Christopher W. Bielawski

bielawski@cm.utexas.edu
Organic Chemistry
Assistant Professor, Faculty
Christopher W. Bielawski

Contact Information

Office
WEL 4.230c
Office Phone
232-3839
Lab
WEL 4.228
Lab Phone
232-3448
Fax
471-8696

Research Group

Bielawski Research Group

Education

BS, University of Illinois at Urbana-Champaign (1997);   PhD, California Institute of Technology (2003); Postdoctoral Studies, California Institute of Technology (2004)

Awards

Alfred P. Sloan Research Fellowship (2008);   3M Nontenured Faculty Award (2008);   National Science Foundation CAREER Award (2007);   Research Corporation Cottrell Scholar Award (2007);   Beckman Foundation Young Investigator Award (2007);   DuPont Young Professor Award (2007);   National Institutes of Health Postdoctoral Fellowship (2003);   Unilever Award for Outstanding Graduate Research in Polymer Chemistry (2003);   Dow Innovation Recognition Award (2001);   ACS Division of Organic Chemistry Graduate Fellowship (2000);   National Science Foundation Predoctoral Fellowship (1997);   Pfizer Summer Undergraduate Research Fellowship (1996)

Organic & Organometallic Materials, Polymer Chemistry and Catalysis

We are broadly interested in synthesizing, studying, and applying unique organic and organometallic polymeric materials. Often this requires the discovery and development of new fundamental reactions. As such, our research is highly multidisciplinary: students are educated in a wide range of different chemistries and exposed to a variety of techniques. Brief summations of current projects are listed below:

A Modular Approach to Conjugated Organic and Organometallic Polymers: We have recently discovered that difunctional N-heterocyclic carbenes and their presursors are versatile and useful building blocks in the construction of conjugated polymeric materials: they can be homopolymerized or copolymerized with electrophiles including various transition metals to form the respective organic and organometallic polymers. We are currently exploring their use in electronic devices, as new drug delivery systems, and as the foundation for self-healing materials.



Reaction Development: “Clicking” Together Carbenes and Azides: Click chemistry – where a spontaneous reaction between complementary partners is used to rapidly construct molecular complexity – has found utility in a multitude of medicinal, biological, materials, and pharmaceutical applications. In an effort to help expand this powerful synthetic repertoire, we have discovered that N-heterocyclic carbenes react rapidly and quantitatively with azides to form triazenes. We believe this reaction has great potential in the synthesis of valuable nitrogen-rich substrates such as aziridines and guanidines and in electroactive azo polymers.

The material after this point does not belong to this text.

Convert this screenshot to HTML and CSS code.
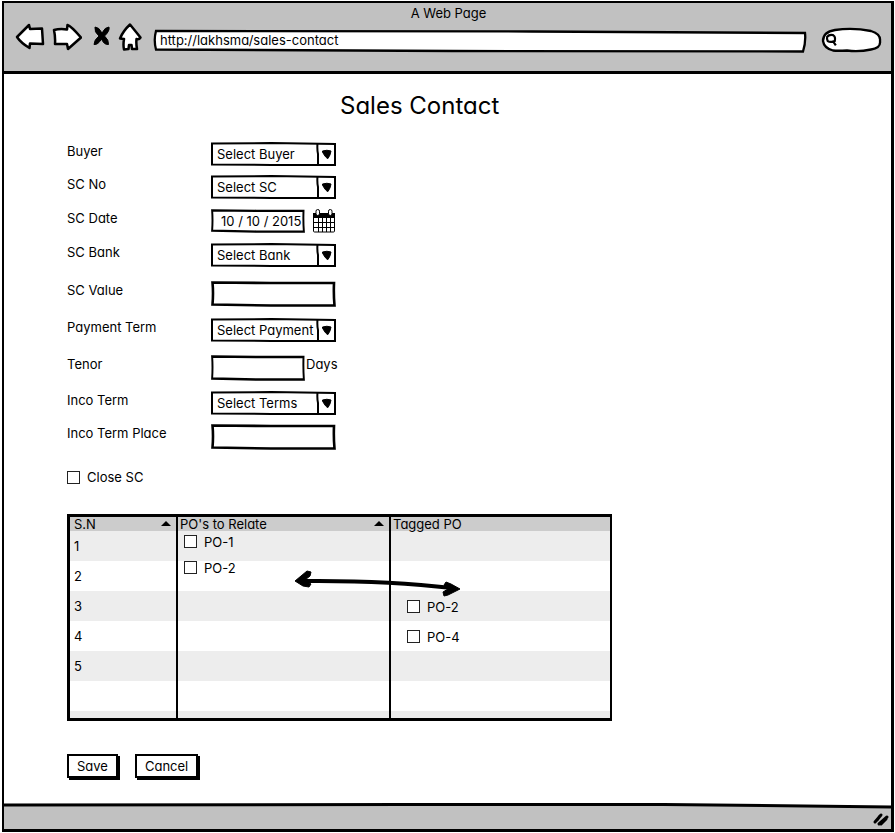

Metal-Mediated Synthesis of Functionalized Polyolefins: Securing the next generation of high-performance polymers is limited by incompatibilities of contemporary polymerization techniques with polar functional groups. We are developing a new series of metal catalysts to prepare well-defined and densely functionalized polyolefins.




Representative Publications

  • Boydston, A. J.; Pecinovsky, C. S.; Chao, S. T.; Bielawski, C W.  "Phase-Tunable Fluorophores Based Upon Benzobis(imidazolium) Salts" J. Am. Chem. Soc. 129 (2007): 14550-14551.

  • Khramov, D. M.; Bielawski, C. W.  "Donor-Acceptor Triazenes: Synthesis, Characterization, and Study of Their Electronic and Thermal Properties" J. Org. Chem. 72 (2007): 9407-9417.

  • Sanderson, M. D.; Kamplain, J. W.; Bielawski, C. W.  "Quinone-Annulated N-Heterocyclic Carbene—Transition-Metal Complexes: Observation of pi-Backbonding Using FT-IR Spectroscopy and Cyclic Voltammetry" J. Am. Chem. Soc. 128 (2006): 16514-16515.

  • Khramov, D. M.; Boydston, A. J.; Bielawski, C. W.  "Synthesis and Study of Janus Bis(carbene)s and Their Transition-Metal Complexes" Angew. Chem. Int. Ed. 45 (2006): 6186-6189.

  • Boydston, A. J.; Williams, K. A.; Bielawski, C. W.  "A Modular Approach to Main-Chain Organometallic Polymers" J. Am. Chem. Soc. 127 (2005): 12496-12497.